To enforce this model, IT teams need a combination of:
UEM or MDM in BYOD mode
Identity and access management with conditional access
SASE or Secure Web Gateway
CASB for SaaS control
Data Loss Prevention policies
Endpoint posture validation
No single tool solves BYOD security. It is a layered control model.
Common mistakes organizations make in BYOD security
Treating BYOD as a policy, not a technical control
Allowing direct SaaS login without conditional access
Ignoring device posture checks
Allowing file downloads on unmanaged devices
Not planning offboarding scenarios
Not educating users about secure usage
These gaps often surface during audits or after a data leak.

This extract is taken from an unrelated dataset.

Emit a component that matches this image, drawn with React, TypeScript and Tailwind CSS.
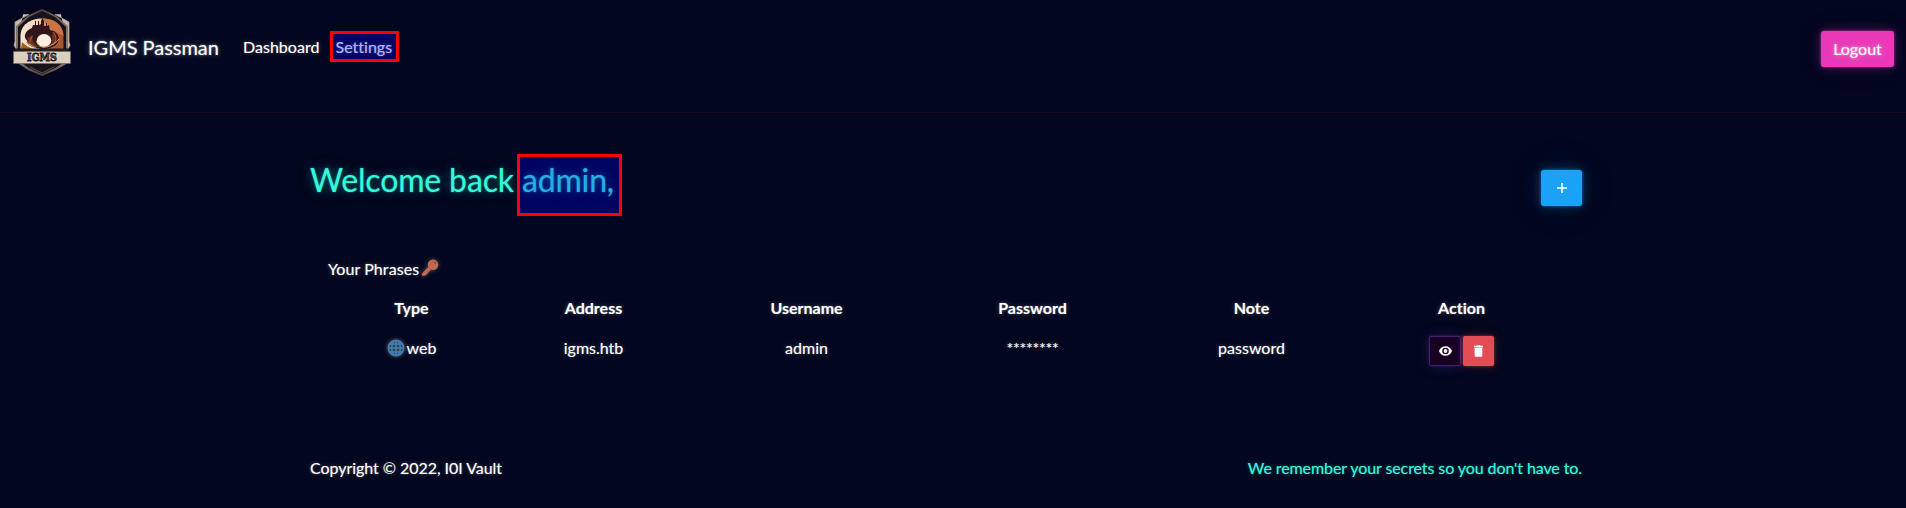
import React from "react";

const glow = "[text-shadow:0_0_2px_rgba(255,255,255,0.55),0_0_6px_rgba(255,255,255,0.3),0_0_24px_rgba(255,255,255,0.2)]";
const softGlow = "[text-shadow:0_0_1px_rgba(255,255,255,0.4),0_0_4px_rgba(255,255,255,0.3)]";
const tealGlow = "[text-shadow:0_0_2px_rgba(50,251,226,0.5),0_0_10px_rgba(50,251,226,0.35),0_0_20px_rgba(50,251,226,0.15)]";

function Logo() {
  return (
    <svg viewBox="0 0 58 69" className="block h-[69px] w-[58px]" aria-label="IGMS">
      <defs>
        <linearGradient id="rim" x1="0" x2="1">
          <stop offset="0" stopColor="#81756b" />
          <stop offset="0.5" stopColor="#4a4340" />
          <stop offset="1" stopColor="#8c7667" />
        </linearGradient>
        <linearGradient id="sky" x1="0" x2="1">
          <stop offset="0" stopColor="#f8e6d2" />
          <stop offset="0.42" stopColor="#f0d3b6" />
          <stop offset="0.6" stopColor="#d98e5c" />
          <stop offset="1" stopColor="#a04d24" />
        </linearGradient>
      </defs>
      <path d="M10 6.500h6L2 14v20l-1 3 2 4M48 6.500h-6L56 14v20l1 3-2 4" fill="#c9bcae" stroke="#a69a8e" strokeWidth=".8" />
      <path d="M29 1 43 7.500l12 10.500V55L43 62l-14 6L15 62 3 54V18L15 7.500Z" fill="url(#rim)" />
      <path d="M29 3 42 9l11 10v34L42 60l-13 6L16 60 5 52V19L16 9Z" fill="#17131a" />
      <path d="M7.500 41V28C7.500 17 17 10.500 29 10.500S50.500 17 50.500 28v13Z" fill="url(#sky)" />
      <path d="M30 10.700c12-.5 20 6.500 20.500 17.300l-7-4-7-6-5-3Z" fill="#c97543" />
      <path d="M12 27c1-4 4-6 7-7l1-3h2v-4h1v4h2v-4h1v4l2-1v-3l1.500-3L31 13v5h2v-3h1v3l2-1 1 5 4 1c4 3 6 6 4 11-2 5-7 7-14 7s-14-2-16-7c-1-2-4-4-3-7Z" fill="#32161a" />
      <path d="M15 29c3 1 2-1 5-2-1 5 0 9 6 12-5 1-11-1-12-5ZM40 26c5 5 2 12-5 13 4-3 6-8 3-12Z" fill="#6b311e" />
      <path d="M18 37c-3-3 0-6 1-9M40 24c4 4 4 9 0 13" fill="none" stroke="#a0552b" strokeWidth="1.200" />
      <path d="M9 34c3 3 6 5 11 7H8ZM50 32c-4 4-9 6-15 9h15Z" fill="#a9572d" />
      <path d="M13 34c3 3 7 4 10 6M46 31c-3 4-7 6-12 8" fill="none" stroke="#e0a073" strokeWidth="1" />
      <ellipse cx="31" cy="32.500" rx="7.300" ry="6.500" fill="#fbefe0" />
      <path d="M23.500 33c1 5 5 7 10 6" fill="none" stroke="#d59a70" />
      <rect x="2" y="40.500" width="54" height="3.500" fill="#211b1d" />
      <path d="M.5 43.500h57v12H.5Z" fill="#dccfbf" stroke="#75685e" strokeWidth=".7" />
      <text x="29" y="53.300" textAnchor="middle" textLength="30" lengthAdjust="spacingAndGlyphs" className="font-['DejaVu_Serif',serif] text-[10.500px] font-bold" fill="#171417" stroke="#171417" strokeWidth=".8">IGMS</text>
      <path d="M17 59l12 6L41 59" fill="none" stroke="#695046" strokeWidth="1" />
    </svg>
  );
}

function KeyIcon() {
  return (
    <svg viewBox="0 0 18 18" className="absolute -top-[1px] left-0 h-[18px] w-[18px] drop-shadow-[0_0_2px_rgba(255,255,255,0.35)]">
      <path d="M2.500 15.300 9.300 8.500" stroke="#c1694f" strokeWidth="3.400" strokeLinecap="round" />
      <path d="M3.500 15.700h1.200l.2-1.600 1.600-.2.300-1.500 2.500-1.700" stroke="#c1694f" strokeWidth="1.200" fill="none" />
      <circle cx="12" cy="5.800" r="5.200" fill="#c1694f" />
      <circle cx="14.200" cy="3.800" r="1" fill="#7d4a42" />
    </svg>
  );
}

function GlobeIcon() {
  return (
    <svg viewBox="0 0 18 18" className="h-[18px] w-[18px] drop-shadow-[0_0_2px_rgba(255,255,255,0.4)]">
      <circle cx="9" cy="9" r="8" fill="#343f50" />
      <g fill="none" stroke="#4183b5" strokeWidth="1.500">
        <circle cx="9" cy="9" r="7.600" />
        <ellipse cx="9" cy="9" rx="4.300" ry="7.600" />
        <path d="M9 1v16M1 9h16M2.500 5h13M2.500 13h13" />
      </g>
    </svg>
  );
}

const columns = ["Type", "Address", "Username", "Password", "Note", "Action"];
const rowGrid = "grid grid-cols-[168px_196px_230px_222px_216px_204px] text-center";

export default function App() {
  return (
    <div className={`h-[508px] w-full overflow-hidden bg-[#02061e] font-['Lato',sans-serif] text-base leading-6 text-white [font-variant-ligatures:none] ${softGlow}`}>
      <header className="flex h-[113px] items-start border-b border-[#180722] pl-[13px] pr-3">
        <div className="mt-2"><Logo /></div>
        <a className={`ml-[17px] mt-8 text-[20px] leading-[30px] tracking-[-0.03px] ${glow}`}>IGMS Passman</a>
        <nav className="ml-6 flex items-start">
          <a className="mt-[35px] tracking-[0.05px]">Dashboard</a>
          <a className="relative ml-4 mt-[35px]">
            Settings
            <span className="absolute -left-[6px] -top-1 h-[31px] w-[69px] border-[3px] border-[#fb0007] bg-[rgba(0,0,255,0.3)]" />
          </a>
        </nav>
        <button className={`ml-auto mt-[31px] h-9 w-[73px] rounded-[3px] bg-[#ea39b8] shadow-[0_0_3px_rgba(234,57,184,0.7),0_0_12px_rgba(234,57,184,0.3),0_0_30px_rgba(234,57,184,0.08)] ${glow}`}>Logout</button>
      </header>
      <div className="h-[6px] border-b border-[#09051f]" />

      <main className="ml-[310px] w-[1272px]">
        <div className="flex h-[137px] items-start justify-between">
          <h1 className={`relative mt-[42px] text-[32px] leading-[38px] tracking-[-0.15px] text-[#34fadb] ${tealGlow}`}>
            Welcome back admin,
            <span className="absolute left-[207px] top-[-7px] h-[62px] w-[105px] border-[3px] border-[#fb0007] bg-[rgba(0,0,255,0.3)]" />
          </h1>
          <button aria-label="Add" className="mt-[51px] flex h-9 w-[41px] items-center justify-center rounded-[3px] bg-[#1ba2f6] shadow-[0_0_3px_rgba(27,162,246,0.6),0_0_12px_rgba(27,162,246,0.35),0_0_40px_rgba(27,162,246,0.1)]">
            <svg viewBox="0 0 10 10" className="h-[10px] w-[10px]"><path d="M5 0v10M0 5h10" stroke="white" strokeWidth="1.600" /></svg>
          </button>
        </div>

        <section className="h-[200px] pl-[17px]">
          <div className="flex h-10 pl-[1px] pt-px">
            <span className="tracking-[0.08px]">Your Phrases</span>
            <span className="relative ml-[2px] mt-[3px] h-[18px] w-[18px]"><KeyIcon /></span>
          </div>
          <div className={`${rowGrid} ml-[0.5px] h-10 font-bold`}>
            {columns.map((name) => <div key={name}>{name}</div>)}
          </div>
          <div className={`${rowGrid} ml-[0.5px] h-10`}>
            <div className="flex h-6 items-center justify-center gap-[2px]"><GlobeIcon /><span>web</span></div>
            <div>igms.htb</div>
            <div>admin</div>
            <div className="tracking-[-0.3px]">********</div>
            <div>password</div>
            <div className="flex items-start justify-center gap-[2px]">
              <button aria-label="View" className="flex h-[30px] w-[32px] items-center justify-center rounded-[2px] border border-[#40206f] bg-[#170022] shadow-[0_0_3px_rgba(111,66,193,0.4),0_0_14px_rgba(111,66,193,0.25)]">
                <svg viewBox="1 4 22 16" className="h-[10px] w-[13px]" fill="white"><path d="M12 4C7 4 2.700 7.300 1 12c1.700 4.700 6 8 11 8s9.300-3.300 11-8c-1.700-4.700-6-8-11-8Zm0 13.500a5.500 5.500 0 1 1 0-11 5.500 5.500 0 0 1 0 11Zm0-2.300a3.200 3.200 0 1 0 0-6.400 3.200 3.200 0 0 0 0 6.400Z" /></svg>
              </button>
              <button aria-label="Delete" className="flex h-[30px] w-[31px] items-center justify-center rounded-[2px] bg-[#e44c55] shadow-[0_0_3px_rgba(228,76,85,0.6),0_0_12px_rgba(228,76,85,0.25)]">
                <svg viewBox="5 3 14 18" className="h-[12px] w-[9px]" fill="white"><path d="M6 19c0 1.100.9 2 2 2h8c1.100 0 2-.9 2-2V7H6v12ZM19 4h-3.500l-1-1h-5l-1 1H5v2h14V4Z" /></svg>
              </button>
            </div>
          </div>
        </section>

        <footer className="flex justify-between">
          <span className="tracking-[-0.05px]">Copyright © 2022, I0I Vault</span>
          <span className="tracking-[-0.09px] text-[#34fadb] [text-shadow:0_0_1px_rgba(50,251,226,0.4),0_0_4px_rgba(50,251,226,0.3)]">We remember your secrets so you don't have to.</span>
        </footer>
      </main>
    </div>
  );
}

Also Read: How to secure BYOD and Shadow IT
Practical checklist to enforce BYOD compliance
Enforce MFA and SSO for all apps
Apply conditional access based on device posture
Use containerized work profiles on mobile devices
Restrict download and sharing from SaaS apps
Monitor SaaS activity using CASB
Enable remote wipe for corporate data only
Include BYOD controls in compliance documentation
If your organization allows personal devices to access corporate applications, a focused BYOD security assessment can quickly identify gaps in access control, data protection, and compliance enforcement. Contact NetNXT team can help you design this without affecting user privacy.
FAQ
1) How do companies secure data on personal devices?
By controlling identity, access, and data using MDM, conditional access, and containerization instead of controlling the entire device.
2) Is MDM mandatory for BYOD security?
Yes. In BYOD mode, MDM helps validate device posture without invading personal privacy.
3) Can employees download corporate files on personal laptops?
They should be restricted using conditional access, CASB, and browser or session controls.
4) How do you remove corporate data when an employee leaves?
By remotely wiping only the corporate container and revoking all access tokens.
5) What is the biggest risk in BYOD environments?
Uncontrolled SaaS access and data downloads from unmanaged personal devices.